WRITTEN INSTRUCTION
Here are records with pictures in them. Copy all of them exactly and leave the pictures out.

(Stored records)

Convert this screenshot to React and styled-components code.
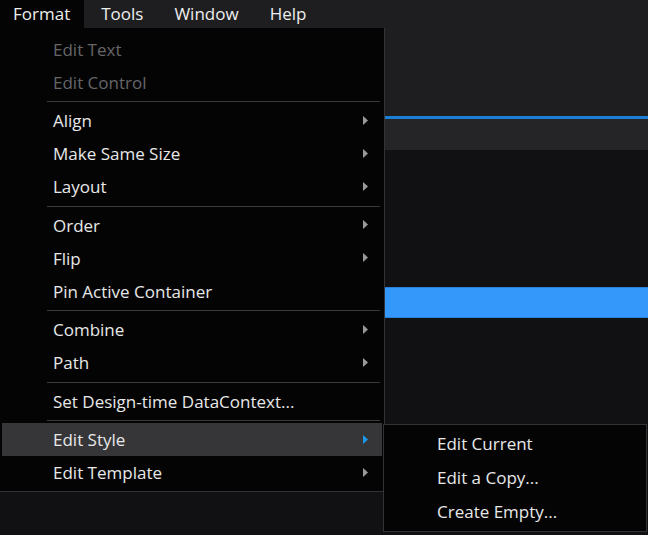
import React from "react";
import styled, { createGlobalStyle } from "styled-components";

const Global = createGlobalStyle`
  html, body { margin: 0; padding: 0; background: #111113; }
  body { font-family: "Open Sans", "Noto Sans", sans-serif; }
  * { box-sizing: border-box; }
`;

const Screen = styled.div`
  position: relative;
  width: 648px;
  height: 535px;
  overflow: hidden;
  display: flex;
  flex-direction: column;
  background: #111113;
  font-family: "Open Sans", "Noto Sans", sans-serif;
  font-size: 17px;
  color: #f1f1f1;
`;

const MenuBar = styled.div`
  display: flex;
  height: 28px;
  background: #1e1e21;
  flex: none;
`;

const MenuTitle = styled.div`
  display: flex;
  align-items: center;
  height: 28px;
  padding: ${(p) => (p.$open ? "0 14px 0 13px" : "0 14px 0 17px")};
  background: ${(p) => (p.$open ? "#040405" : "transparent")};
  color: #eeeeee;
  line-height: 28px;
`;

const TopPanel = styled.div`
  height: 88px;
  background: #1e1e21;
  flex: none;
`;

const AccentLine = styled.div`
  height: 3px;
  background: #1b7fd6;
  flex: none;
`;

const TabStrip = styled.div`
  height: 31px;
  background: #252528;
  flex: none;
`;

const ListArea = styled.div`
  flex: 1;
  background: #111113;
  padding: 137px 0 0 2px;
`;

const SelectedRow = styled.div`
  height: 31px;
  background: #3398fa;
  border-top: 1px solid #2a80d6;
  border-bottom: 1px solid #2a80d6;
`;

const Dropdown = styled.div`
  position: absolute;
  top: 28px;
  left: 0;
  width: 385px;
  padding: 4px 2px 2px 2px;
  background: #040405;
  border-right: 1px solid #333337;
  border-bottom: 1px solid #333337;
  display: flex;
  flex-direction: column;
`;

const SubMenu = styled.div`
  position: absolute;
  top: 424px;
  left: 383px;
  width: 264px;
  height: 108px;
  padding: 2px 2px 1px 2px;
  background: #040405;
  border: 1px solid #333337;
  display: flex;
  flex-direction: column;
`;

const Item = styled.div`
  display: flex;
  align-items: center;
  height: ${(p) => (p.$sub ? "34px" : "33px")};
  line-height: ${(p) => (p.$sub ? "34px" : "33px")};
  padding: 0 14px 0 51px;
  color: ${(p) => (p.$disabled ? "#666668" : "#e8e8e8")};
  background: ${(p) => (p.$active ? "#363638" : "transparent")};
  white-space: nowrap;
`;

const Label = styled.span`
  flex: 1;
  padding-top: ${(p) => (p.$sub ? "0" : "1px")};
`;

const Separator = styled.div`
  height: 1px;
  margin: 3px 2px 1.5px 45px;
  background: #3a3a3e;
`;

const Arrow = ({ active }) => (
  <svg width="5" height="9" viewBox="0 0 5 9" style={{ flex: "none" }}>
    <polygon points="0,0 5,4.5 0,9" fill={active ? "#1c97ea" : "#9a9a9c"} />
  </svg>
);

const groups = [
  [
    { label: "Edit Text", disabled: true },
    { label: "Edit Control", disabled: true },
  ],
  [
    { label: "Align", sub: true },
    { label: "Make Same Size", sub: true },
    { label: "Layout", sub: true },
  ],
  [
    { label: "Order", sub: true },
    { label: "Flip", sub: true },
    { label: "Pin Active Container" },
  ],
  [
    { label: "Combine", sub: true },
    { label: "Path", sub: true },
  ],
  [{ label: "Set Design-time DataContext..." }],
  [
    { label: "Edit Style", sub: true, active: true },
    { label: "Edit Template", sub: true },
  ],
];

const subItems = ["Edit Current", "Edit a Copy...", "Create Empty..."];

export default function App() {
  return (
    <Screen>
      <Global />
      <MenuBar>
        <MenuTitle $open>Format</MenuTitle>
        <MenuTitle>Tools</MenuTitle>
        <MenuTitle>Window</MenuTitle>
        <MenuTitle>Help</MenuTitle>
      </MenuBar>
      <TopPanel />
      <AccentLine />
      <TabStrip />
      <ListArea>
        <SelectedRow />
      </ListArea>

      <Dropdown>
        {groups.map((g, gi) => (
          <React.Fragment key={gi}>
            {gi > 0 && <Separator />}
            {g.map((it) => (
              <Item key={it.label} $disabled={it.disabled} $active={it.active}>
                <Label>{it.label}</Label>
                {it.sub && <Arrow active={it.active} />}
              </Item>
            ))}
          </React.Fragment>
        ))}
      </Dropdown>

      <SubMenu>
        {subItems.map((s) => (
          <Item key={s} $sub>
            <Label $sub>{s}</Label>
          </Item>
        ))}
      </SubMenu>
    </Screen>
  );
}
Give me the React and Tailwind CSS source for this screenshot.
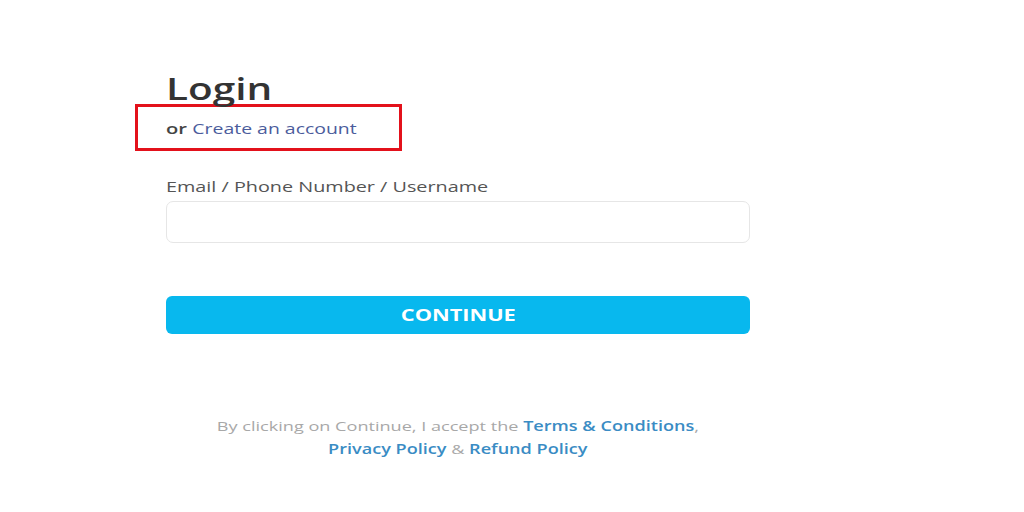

RESPONSE
Convert this screenshot to React and styled-components code.
import React from "react";
import styled, { createGlobalStyle } from "styled-components";

const Global = createGlobalStyle`
  html, body { margin: 0; padding: 0; background: #111113; }
  body { font-family: "Open Sans", "Noto Sans", sans-serif; }
  * { box-sizing: border-box; }
`;

const Screen = styled.div`
  position: relative;
  width: 648px;
  height: 535px;
  overflow: hidden;
  display: flex;
  flex-direction: column;
  background: #111113;
  font-family: "Open Sans", "Noto Sans", sans-serif;
  font-size: 17px;
  color: #f1f1f1;
`;

const MenuBar = styled.div`
  display: flex;
  height: 28px;
  background: #1e1e21;
  flex: none;
`;

const MenuTitle = styled.div`
  display: flex;
  align-items: center;
  height: 28px;
  padding: ${(p) => (p.$open ? "0 14px 0 13px" : "0 14px 0 17px")};
  background: ${(p) => (p.$open ? "#040405" : "transparent")};
  color: #eeeeee;
  line-height: 28px;
`;

const TopPanel = styled.div`
  height: 88px;
  background: #1e1e21;
  flex: none;
`;

const AccentLine = styled.div`
  height: 3px;
  background: #1b7fd6;
  flex: none;
`;

const TabStrip = styled.div`
  height: 31px;
  background: #252528;
  flex: none;
`;

const ListArea = styled.div`
  flex: 1;
  background: #111113;
  padding: 137px 0 0 2px;
`;

const SelectedRow = styled.div`
  height: 31px;
  background: #3398fa;
  border-top: 1px solid #2a80d6;
  border-bottom: 1px solid #2a80d6;
`;

const Dropdown = styled.div`
  position: absolute;
  top: 28px;
  left: 0;
  width: 385px;
  padding: 4px 2px 2px 2px;
  background: #040405;
  border-right: 1px solid #333337;
  border-bottom: 1px solid #333337;
  display: flex;
  flex-direction: column;
`;

const SubMenu = styled.div`
  position: absolute;
  top: 424px;
  left: 383px;
  width: 264px;
  height: 108px;
  padding: 2px 2px 1px 2px;
  background: #040405;
  border: 1px solid #333337;
  display: flex;
  flex-direction: column;
`;

const Item = styled.div`
  display: flex;
  align-items: center;
  height: ${(p) => (p.$sub ? "34px" : "33px")};
  line-height: ${(p) => (p.$sub ? "34px" : "33px")};
  padding: 0 14px 0 51px;
  color: ${(p) => (p.$disabled ? "#666668" : "#e8e8e8")};
  background: ${(p) => (p.$active ? "#363638" : "transparent")};
  white-space: nowrap;
`;

const Label = styled.span`
  flex: 1;
  padding-top: ${(p) => (p.$sub ? "0" : "1px")};
`;

const Separator = styled.div`
  height: 1px;
  margin: 3px 2px 1.5px 45px;
  background: #3a3a3e;
`;

const Arrow = ({ active }) => (
  <svg width="5" height="9" viewBox="0 0 5 9" style={{ flex: "none" }}>
    <polygon points="0,0 5,4.5 0,9" fill={active ? "#1c97ea" : "#9a9a9c"} />
  </svg>
);

const groups = [
  [
    { label: "Edit Text", disabled: true },
    { label: "Edit Control", disabled: true },
  ],
  [
    { label: "Align", sub: true },
    { label: "Make Same Size", sub: true },
    { label: "Layout", sub: true },
  ],
  [
    { label: "Order", sub: true },
    { label: "Flip", sub: true },
    { label: "Pin Active Container" },
  ],
  [
    { label: "Combine", sub: true },
    { label: "Path", sub: true },
  ],
  [{ label: "Set Design-time DataContext..." }],
  [
    { label: "Edit Style", sub: true, active: true },
    { label: "Edit Template", sub: true },
  ],
];

const subItems = ["Edit Current", "Edit a Copy...", "Create Empty..."];

export default function App() {
  return (
    <Screen>
      <Global />
      <MenuBar>
        <MenuTitle $open>Format</MenuTitle>
        <MenuTitle>Tools</MenuTitle>
        <MenuTitle>Window</MenuTitle>
        <MenuTitle>Help</MenuTitle>
      </MenuBar>
      <TopPanel />
      <AccentLine />
      <TabStrip />
      <ListArea>
        <SelectedRow />
      </ListArea>

      <Dropdown>
        {groups.map((g, gi) => (
          <React.Fragment key={gi}>
            {gi > 0 && <Separator />}
            {g.map((it) => (
              <Item key={it.label} $disabled={it.disabled} $active={it.active}>
                <Label>{it.label}</Label>
                {it.sub && <Arrow active={it.active} />}
              </Item>
            ))}
          </React.Fragment>
        ))}
      </Dropdown>

      <SubMenu>
        {subItems.map((s) => (
          <Item key={s} $sub>
            <Label $sub>{s}</Label>
          </Item>
        ))}
      </SubMenu>
    </Screen>
  );
}
Give me the React and Tailwind CSS source for this screenshot.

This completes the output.